There’s a café called Lucy’s on a small island in Guangzhou, the Chinese city where I live. I go there once or twice a month for a burger and a beer, or a taco, or fish and chips or some other culinary reminder of life “back home.” The food is good and sometimes even better than good. But mostly I think I go there because I enjoy watching the other customers.
Perhaps nowhere else on earth will you be able to find this particular crowd: white parents and yellow babies. Or less colorful, but more politically correct: Western parents and Asian babies. You see, this particular island is the last stop in China on the adoption road. This is where these newly blended families pause to catch a breath, do some shopping and sightseeing, update the folks back home, and wait for their final paperwork which is usually not long in forthcoming. The Chinese are very efficient about some things.

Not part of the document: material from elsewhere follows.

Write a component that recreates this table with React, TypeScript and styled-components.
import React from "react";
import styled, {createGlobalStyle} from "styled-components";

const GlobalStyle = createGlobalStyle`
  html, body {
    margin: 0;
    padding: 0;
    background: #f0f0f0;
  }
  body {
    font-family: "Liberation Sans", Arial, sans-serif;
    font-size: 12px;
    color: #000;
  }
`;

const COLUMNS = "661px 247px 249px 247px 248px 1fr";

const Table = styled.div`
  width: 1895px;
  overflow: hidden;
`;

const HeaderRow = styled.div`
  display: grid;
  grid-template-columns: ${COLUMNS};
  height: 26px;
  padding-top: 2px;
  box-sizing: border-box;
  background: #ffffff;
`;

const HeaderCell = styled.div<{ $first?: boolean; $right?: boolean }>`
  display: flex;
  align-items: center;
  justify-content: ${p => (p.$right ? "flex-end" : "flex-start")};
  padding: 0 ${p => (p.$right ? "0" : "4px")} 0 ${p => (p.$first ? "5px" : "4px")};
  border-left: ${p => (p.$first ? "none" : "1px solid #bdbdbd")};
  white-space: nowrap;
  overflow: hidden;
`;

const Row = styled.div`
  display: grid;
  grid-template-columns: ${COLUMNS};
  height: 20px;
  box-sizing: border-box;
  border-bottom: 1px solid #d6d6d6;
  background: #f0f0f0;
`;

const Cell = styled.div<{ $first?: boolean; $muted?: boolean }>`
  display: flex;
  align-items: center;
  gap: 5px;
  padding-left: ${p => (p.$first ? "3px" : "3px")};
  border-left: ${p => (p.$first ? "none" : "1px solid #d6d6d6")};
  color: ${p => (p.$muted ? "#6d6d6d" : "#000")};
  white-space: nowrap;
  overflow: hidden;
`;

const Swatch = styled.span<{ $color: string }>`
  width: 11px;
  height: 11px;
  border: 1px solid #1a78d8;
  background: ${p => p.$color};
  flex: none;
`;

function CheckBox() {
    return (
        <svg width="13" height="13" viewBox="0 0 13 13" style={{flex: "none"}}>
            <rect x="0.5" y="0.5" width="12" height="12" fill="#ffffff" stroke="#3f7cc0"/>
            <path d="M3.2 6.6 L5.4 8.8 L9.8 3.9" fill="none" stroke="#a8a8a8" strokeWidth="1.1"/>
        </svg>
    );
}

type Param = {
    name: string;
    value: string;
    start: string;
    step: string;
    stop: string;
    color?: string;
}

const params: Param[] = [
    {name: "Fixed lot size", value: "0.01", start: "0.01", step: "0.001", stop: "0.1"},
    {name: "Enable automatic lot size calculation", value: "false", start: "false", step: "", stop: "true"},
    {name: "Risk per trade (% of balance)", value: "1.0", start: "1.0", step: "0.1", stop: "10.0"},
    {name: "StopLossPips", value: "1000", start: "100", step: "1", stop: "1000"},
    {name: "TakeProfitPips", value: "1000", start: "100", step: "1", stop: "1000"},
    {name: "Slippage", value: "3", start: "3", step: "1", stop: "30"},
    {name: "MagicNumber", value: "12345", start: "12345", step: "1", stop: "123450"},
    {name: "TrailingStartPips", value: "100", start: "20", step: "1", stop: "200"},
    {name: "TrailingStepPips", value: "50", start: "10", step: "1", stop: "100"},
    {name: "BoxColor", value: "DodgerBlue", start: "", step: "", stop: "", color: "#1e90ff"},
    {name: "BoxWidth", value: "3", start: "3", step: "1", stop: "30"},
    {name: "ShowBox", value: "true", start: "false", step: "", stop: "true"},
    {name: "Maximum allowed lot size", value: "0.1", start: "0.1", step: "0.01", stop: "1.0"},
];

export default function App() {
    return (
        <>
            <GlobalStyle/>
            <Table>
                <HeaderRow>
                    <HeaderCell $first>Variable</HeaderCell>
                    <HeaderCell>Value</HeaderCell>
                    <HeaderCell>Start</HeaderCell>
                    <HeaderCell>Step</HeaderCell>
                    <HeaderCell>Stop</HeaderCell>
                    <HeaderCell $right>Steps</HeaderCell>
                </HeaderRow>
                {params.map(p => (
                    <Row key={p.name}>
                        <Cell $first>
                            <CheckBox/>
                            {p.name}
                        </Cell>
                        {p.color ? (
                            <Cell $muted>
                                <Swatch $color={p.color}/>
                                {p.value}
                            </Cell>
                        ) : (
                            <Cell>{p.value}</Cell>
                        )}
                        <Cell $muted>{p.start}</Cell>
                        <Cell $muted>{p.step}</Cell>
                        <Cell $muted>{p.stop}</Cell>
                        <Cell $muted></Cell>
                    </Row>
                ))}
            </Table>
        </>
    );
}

Sometimes there are other, older children as well. They are usually white, but not always. I have seen other colors and “nationalities” as well. Are there any black parents? I assume so, but I have never seen any at Lucy’s. But that is not my point.
The island itself has a long and interesting history. (What place in China doesn’t?) The architecture and streets are very European in their look and feel. That’s because this was one of those trading enclaves set aside by the Chinese Emperor during the Qing Dynasty. It was divided into two trading concessions granted to the United Kingdom and France.